Rajadas y Atravesados


The Borderlands is a porous territory, a locus of hybridity of ethnicity, race, language, and gender, as Anzaludúa poignantly proposes. She sees herself as atravesada por la frontera, split, rajada. Y esa raja, that split, positions her being in a state of open possibilities. It is the Coatlicue state, el estado de la serpent, a mental and physical position that paralyzes and the same time propels one to continue andando. Anzaldúa claims in her writing her Aztec origin; she is from Aztlán, the mythic place of origin of the Mexican people. And she is also from Tejas, EE.UU., colonized in that sense, after the Guadalupe-Hidalgo treaty. Vive in the border de manera física y mental, su lengua se poliniza with the influence of the tongue of the Anglos and the tongue of the Latinxs. Anzaldúa is frontera in her body. She is queer, rajada también.

Octavio Paz, delving into what it means to be Mexican, describes personalities as masks. Masks are palimpsests: every layer of personality is informed by the sentiment which comes with a word. There is a tension between rajarse and abrirse. “El ideal de la ‘hombría’ consiste en no ‘rajarse’ nunca […] Las mujeres son seres inferiores porque, al entregarse, se abren. Su inferioridad es constitucional y radica en su sexo, en su ‘rajada’, herida que jamás cicatriza” (10). The Christian culture of patriarcado delimits women to their role as mothers (virgin maries) or prostitutes (malinches, malas mujeres, mal habladas).

When the Borderlands is taken as the place of enunciation (Mignolo’s border thinking) we can think about atravesados. “Los atravesados live here: the squint-eyed, the perverse, the queer, the troublesome, the mongrel, the mulato, the half-breed, the half dead; in short, those who cross over, pass over, or go thought the confines of the ‘normal.’” (Anzaldúa 3). The atravesados have the power to subvert the subaltern place of Ninguno. Romper el silencio para que Ninguno hable. Estar rajada is therefore a starting point.
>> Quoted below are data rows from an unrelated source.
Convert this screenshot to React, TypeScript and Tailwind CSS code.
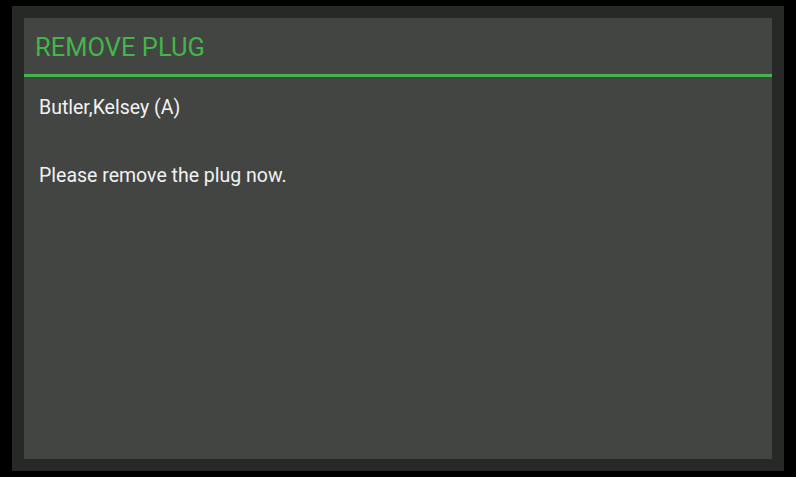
export default function App() {
  return (
    <div className="h-[477px] w-[796px] bg-black px-[12px] py-[6px]" style={{ fontFamily: 'Roboto, "Noto Sans", sans-serif' }}>
      <div className="flex h-full flex-col bg-[#272926] p-[12px]">
        <div className="flex flex-1 flex-col bg-[#434542]">
          <div className="box-content h-[39px] border-b-[3px] border-[#43b54a] pl-[11px] pt-[17px]">
            <span className="text-[25.5px] leading-none text-[#43b54a]">REMOVE PLUG</span>
          </div>
          <div className="flex flex-col pl-[15px] pt-[20px] text-[19.5px] leading-[22px] text-[#f2f2f2]">
            <div>Butler,Kelsey (A)</div>
            <div className="mt-[46px]">Please remove the plug now.</div>
          </div>
        </div>
      </div>
    </div>
  );
}
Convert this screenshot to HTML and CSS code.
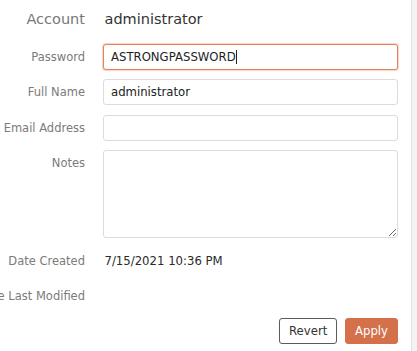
FILE: index.html
```html
<!DOCTYPE html>
<html>
<head>
<meta charset="utf-8">
<link rel="stylesheet" href="styles.css">
</head>
<body>
<div class="panel">
  <form class="form">
    <div class="label label-lg">Account</div>
    <div class="value value-lg">administrator</div>

    <div class="label">Password</div>
    <div class="field focused"><span>ASTRONGPASSWORD</span><span class="caret"></span></div>

    <div class="label">Full Name</div>
    <input class="field" type="text" value="administrator">

    <div class="label">Email Address</div>
    <input class="field" type="text" value="">

    <div class="label">Notes</div>
    <textarea class="field notes"></textarea>

    <div class="label">Date Created</div>
    <div class="value">7/15/2021 10:36 PM</div>

    <div class="label">Date Last Modified</div>
    <div class="value"></div>

    <div class="actions">
      <button type="button" class="btn btn-revert">Revert</button>
      <button type="button" class="btn btn-apply">Apply</button>
    </div>
  </form>
  <div class="edge"></div>
</div>
</body>
</html>
```

FILE: styles.css
```css
html, body {
  margin: 0;
  padding: 0;
  background: #fff;
  font-family: "DejaVu Sans", Verdana, sans-serif;
}

.panel {
  display: flex;
  width: 417px;
  height: 351px;
  overflow: hidden;
}

.form {
  flex: 1;
  display: grid;
  grid-template-columns: 85px 295px;
  grid-template-rows: 28.6px 26px 26px 26px 88px 26px 26px 26px;
  column-gap: 18px;
  row-gap: 9.4px;
  padding-top: 6px;
  align-content: start;
}

.label {
  justify-self: end;
  white-space: nowrap;
  line-height: 26px;
  font-size: 11.5px;
  color: #7b7b7b;
  direction: rtl;
  unicode-bidi: plaintext;
}

.label-lg {
  font-size: 14.5px;
  color: #777;
}

.value {
  line-height: 26px;
  font-size: 11.7px;
  color: #2a2a2a;
  padding-left: 1.5px;
}

.value-lg {
  font-size: 14.5px;
  color: #333;
}

.field {
  box-sizing: border-box;
  height: 26px;
  width: 295px;
  margin: 0;
  border: 1px solid #dcdcdc;
  border-radius: 3px;
  background: #fff;
  padding: 0 7px;
  font-family: "DejaVu Sans", Verdana, sans-serif;
  font-size: 11.7px;
  color: #222;
  outline: none;
}

div.field {
  display: flex;
  align-items: center;
}

.focused {
  border-color: #df845b;
  box-shadow: 0 0 1px 0.5px rgba(223, 132, 91, 0.35);
  color: #1e1e1e;
}

.caret {
  display: inline-block;
  width: 1px;
  height: 14px;
  background: #222;
  margin-left: 0.5px;
}

.notes {
  height: 88px;
  resize: both;
  display: block;
}

.actions {
  grid-column: 1 / 3;
  display: flex;
  justify-content: flex-end;
  gap: 8px;
}

.btn {
  box-sizing: border-box;
  height: 26px;
  border-radius: 3px;
  font-family: "DejaVu Sans", Verdana, sans-serif;
  font-size: 11.7px;
  padding: 0 9px;
  cursor: pointer;
}

.btn-revert {
  background: #fff;
  border: 1px solid #5a5a5a;
  color: #333;
  width: 58px;
}

.btn-apply {
  background: #d4704a;
  border: 1px solid #d4704a;
  color: #fff;
  width: 53px;
}

.edge {
  width: 5px;
  margin-left: auto;
  border-left: 1px solid #e2e2e2;
  background: #f3f3f3;
}
```
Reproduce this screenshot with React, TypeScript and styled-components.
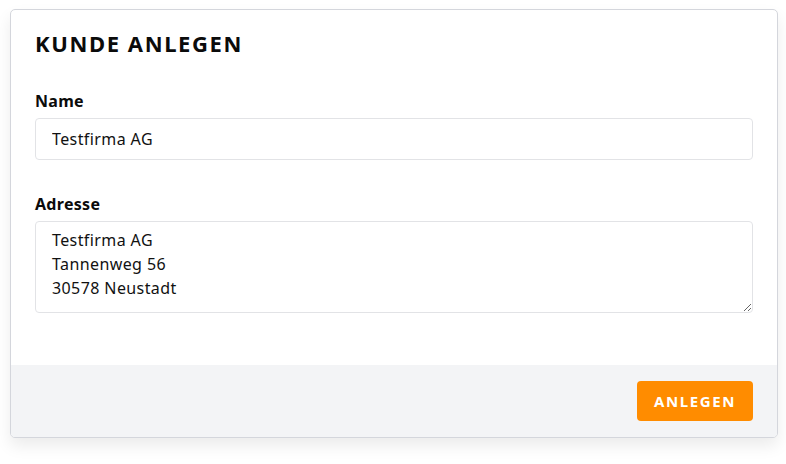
import React from "react";
import styled, { createGlobalStyle } from "styled-components";

const GlobalStyle = createGlobalStyle`
  html, body {
    margin: 0;
    padding: 0;
    background: #ffffff;
    font-family: "Noto Sans", "Open Sans", sans-serif;
    color: #111;
  }
  * { box-sizing: border-box; }
`;

const Page = styled.div`
  padding: 9px 8px 26px 10px;
`;

const Card = styled.div`
  border: 1px solid #d4d6dc;
  border-radius: 5px;
  background: #fff;
  overflow: hidden;
  box-shadow: 0 8px 16px rgba(0, 0, 0, 0.08);
`;

const Body = styled.div`
  padding: 19px 24px 52px 24px;
  display: flex;
  flex-direction: column;
`;

const Title = styled.h1`
  margin: 0 0 34px 0;
  font-size: 22px;
  font-weight: 700;
  letter-spacing: 1.6px;
  line-height: 28px;
  color: #0b0b0b;
`;

const Field = styled.div`
  display: flex;
  flex-direction: column;
  margin-bottom: 34px;

  &:last-child {
    margin-bottom: 0;
  }
`;

const Label = styled.label`
  font-size: 16px;
  font-weight: 700;
  letter-spacing: 0.3px;
  line-height: 20px;
  margin-bottom: 7px;
  color: #0b0b0b;
`;

const Input = styled.input`
  height: 42px;
  border: 1px solid #e2e3e6;
  border-radius: 4px;
  padding: 0 16px;
  font-family: inherit;
  font-size: 16px;
  letter-spacing: 0.4px;
  color: #111;
  outline: none;
`;

const TextArea = styled.textarea`
  height: 92px;
  border: 1px solid #e2e3e6;
  border-radius: 4px;
  padding: 6px 16px;
  font-family: inherit;
  font-size: 16px;
  letter-spacing: 0.4px;
  line-height: 24px;
  color: #111;
  outline: none;
  resize: vertical;
`;

const Footer = styled.div`
  background: #f3f4f6;
  padding: 16px 24px 16px 24px;
  display: flex;
  justify-content: flex-end;
`;

const Button = styled.button`
  background: #ff8c00;
  color: #fff;
  border: none;
  border-radius: 4px;
  height: 40px;
  padding: 0 17px;
  font-family: inherit;
  font-size: 15px;
  font-weight: 700;
  letter-spacing: 1.6px;
  cursor: pointer;
`;

export default function App() {
  return (
    <>
      <GlobalStyle />
      <Page>
        <Card>
          <Body>
            <Title>KUNDE ANLEGEN</Title>
            <Field>
              <Label>Name</Label>
              <Input defaultValue="Testfirma AG" />
            </Field>
            <Field>
              <Label>Adresse</Label>
              <TextArea defaultValue={"Testfirma AG\nTannenweg 56\n30578 Neustadt"} />
            </Field>
          </Body>
          <Footer>
            <Button>ANLEGEN</Button>
          </Footer>
        </Card>
      </Page>
    </>
  );
}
Raja, frontera, abrir, atravesar, hacer hablar a Ninguno… all of these concepts coalesce in an open invitation to movement; an invitation to walk, to cross fronteras, pollinize like bees, migrate like the papalotls, sanar las heridas con conocimiento ancestral. Walking, as Diana Taylor reminds us, is an invitation to think, to decolonize our mind shaped by our thoughts of Western colonizer thinking. ¡Una invitación para estar presente y andar allá donde se demanda nuestra presencia! Being with, dice Jean-Luc Nancy. ¿Con quién? Con los atravesados, como no. Ten thousand people are walking, up the isthmus of a split continent, rajado. Atravesando fronteras para llegar también a su homeland. Andemos con ellxs. Let’s figure out how to walk with them.

Paz, Octavio. El laberinto de la soledad. México City: Fondo de Cultura Económica, 1986. Print.Anzaldúa, Gloria. Boderlands: La Frontera. San Francisco: Aunt Lute Book Company, 1987. Print.